Pulmonary rehabilitation benefits cognition in patients with COPD
Patients with chronic obstructive pulmonary disorder (COPD) may do well to undergo pulmonary rehabilitation (PR), which has been shown to exert positive effects on global cognitive function, health status, and exercise capacity, regardless of cognition status, according to a study.
A total of 60 COPD patients (forced expiratory volume in the first second [FEV1], 47 percent) participated in the study. All patients completed the Montreal Cognitive Assessment (MoCA ≤25 points) and a 3-week inpatient PR program.
Efficacy outcomes included cognitive function (neuropsychological battery), health status (36-Item Short Form Survey [SF-36]), and exercise capacity (6-min walk test [6MWT] and cycle-endurance test [CET]). Responsiveness to PR was measured using mean change (delta value [Δ]) and the Cohen's d effect size (ES).

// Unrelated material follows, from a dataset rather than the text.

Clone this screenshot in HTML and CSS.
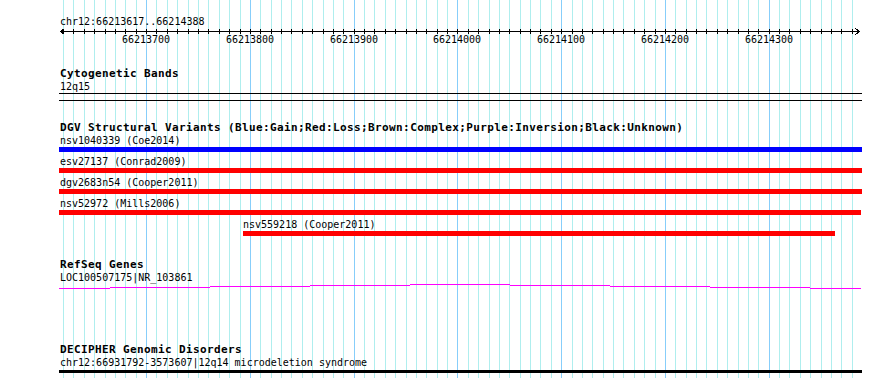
FILE: index.html
```html
<!DOCTYPE html>
<html lang="en">
<head>
  <meta charset="UTF-8">
  <title>chr12:66213617..66214388</title>
  <link rel="stylesheet" href="styles.css">
</head>
<body>
  <div class="browser">
    <svg class="grid" id="grid" width="890" height="378"></svg>
    <div class="tracks">
      <div class="locus">chr12:66213617..66214388</div>
      <svg class="ruler" id="ruler" width="890" height="22">
        <line x1="60" y1="3.5" x2="860" y2="3.5"/>
        <polyline points="64.5,0.5 60.5,3.5 64.5,6.5"/>
        <polyline points="855.5,0.5 859.5,3.5 855.5,6.5"/>
        <text x="146" y="15">66213700</text>
        <text x="250" y="15">66213800</text>
        <text x="354" y="15">66213900</text>
        <text x="457" y="15">66214000</text>
        <text x="561" y="15">66214100</text>
        <text x="665" y="15">66214200</text>
        <text x="769" y="15">66214300</text>
      </svg>

      <section class="track cyto">
        <h3>Cytogenetic Bands</h3>
        <div class="label">12q15</div>
        <div class="band"></div>
      </section>

      <section class="track dgv">
        <h3>DGV Structural Variants (Blue:Gain;Red:Loss;Brown:Complex;Purple:Inversion;Black:Unknown)</h3>
        <div class="feats">
          <div class="feat">
            <div class="label">nsv1040339 (Coe2014)</div>
            <div class="bar gain" style="margin-left:59px;width:803px"></div>
          </div>
          <div class="feat">
            <div class="label">esv27137 (Conrad2009)</div>
            <div class="bar loss" style="margin-left:59px;width:803px"></div>
          </div>
          <div class="feat">
            <div class="label">dgv2683n54 (Cooper2011)</div>
            <div class="bar loss" style="margin-left:59px;width:803px"></div>
          </div>
          <div class="feat">
            <div class="label">nsv52972 (Mills2006)</div>
            <div class="bar loss" style="margin-left:59px;width:802px"></div>
          </div>
          <div class="feat">
            <div class="label" style="padding-left:243px">nsv559218 (Cooper2011)</div>
            <div class="bar loss" style="margin-left:243px;width:592px"></div>
          </div>
        </div>
      </section>

      <section class="track refseq">
        <h3>RefSeq Genes</h3>
        <div class="label">LOC100507175|NR_103861</div>
        <svg class="gene" width="890" height="6">
          <path d="M59 4.5H110M110 3.5H210M210 2.5H310M310 1.5H410M410 0.5H510M510 1.5H610M610 2.5H710M710 3.5H810M810 4.5H861"/>
        </svg>
      </section>

      <section class="track decipher">
        <h3>DECIPHER Genomic Disorders</h3>
        <div class="label">chr12:66931792-3573607|12q14 microdeletion syndrome</div>
        <div class="bar unknown" style="margin-left:59px;width:803px"></div>
      </section>
    </div>
  </div>

  <script>
    const start = 66213617, end = 66214388;
    const toX = bp => 60 + (bp - start) * 800 / (end - start);
    const NS = 'http://www.w3.org/2000/svg';
    const grid = document.getElementById('grid');
    const ruler = document.getElementById('ruler');

    function addLine(svg, x, y1, y2, cls) {
      const l = document.createElementNS(NS, 'line');
      l.setAttribute('x1', x);
      l.setAttribute('x2', x);
      l.setAttribute('y1', y1);
      l.setAttribute('y2', y2);
      if (cls) l.setAttribute('class', cls);
      svg.appendChild(l);
    }

    for (let bp = Math.ceil(start / 10) * 10; bp <= end; bp += 10) {
      const x = Math.round(toX(bp)) + 0.5;
      addLine(grid, x, 0, 378, bp % 100 === 0 ? 'major' : 'minor');
      addLine(ruler, x, 1, 6);
    }
  </script>
</body>
</html>
```

FILE: styles.css
```css
body { margin: 0; background: #fff; }
.browser {
  position: relative; width: 890px; height: 378px; overflow: hidden;
  font-family: "DejaVu Sans Mono", monospace; font-size: 10px; color: #000;
}
.grid { position: absolute; top: 0; left: 0; shape-rendering: crispEdges; }
.grid .minor { stroke: #afeeee; }
.grid .major { stroke: #87cefa; }
.tracks { position: relative; }

.locus { padding: 15px 0 0 60px; line-height: 13px; }
.ruler { display: block; }
.ruler line, .ruler polyline { stroke: #000; fill: none; shape-rendering: crispEdges; }
.ruler text { font: 10px "DejaVu Sans Mono", monospace; text-anchor: middle; fill: #000; }

.track h3 {
  margin: 0; padding-left: 60px; font-size: 11px; font-weight: bold;
  line-height: 12px; letter-spacing: 0.38px; white-space: nowrap;
}
.label { padding-left: 60px; line-height: 13px; white-space: nowrap; }

.cyto { margin-top: 18px; }
.band { margin-left: 59px; width: 803px; height: 6px; border-top: 1px solid #000; border-bottom: 1px solid #000; }

.dgv { margin-top: 21px; }
.feats { padding-top: 1px; }
.feat .label { line-height: 12px; }
.feat { margin-bottom: 4px; }
.bar { height: 5px; }
.gain { background: #0000ff; }
.loss { background: #ff0000; }
.unknown { background: #000; height: 3px; margin-top: 1px; }

.refseq { margin-top: 23px; }
.gene { display: block; }
.gene path { stroke: #ff00ff; fill: none; shape-rendering: crispEdges; }

.decipher { margin-top: 54px; }
```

Of the patients, 25 (42 percent) presented with mild cognitive impairment at baseline. PR produced significant improvements in global cognitive function, health status (the majority of SF-36 components), and exercise capacity (6MWT and cycle endurance) in all patients, including those with cognitive impairment.
Compared with cognitively normal patients, those with cognitive impairment showed no significant improvement in SF-36 subdomains of “role emotional” and “bodily pain.” Likewise, the latter exhibited a lower magnitude of change in 6MWT (Δ: 25 m; ES: 0.21) relative to cognitively normal patients (Δ: 46 m; ES: 0.54).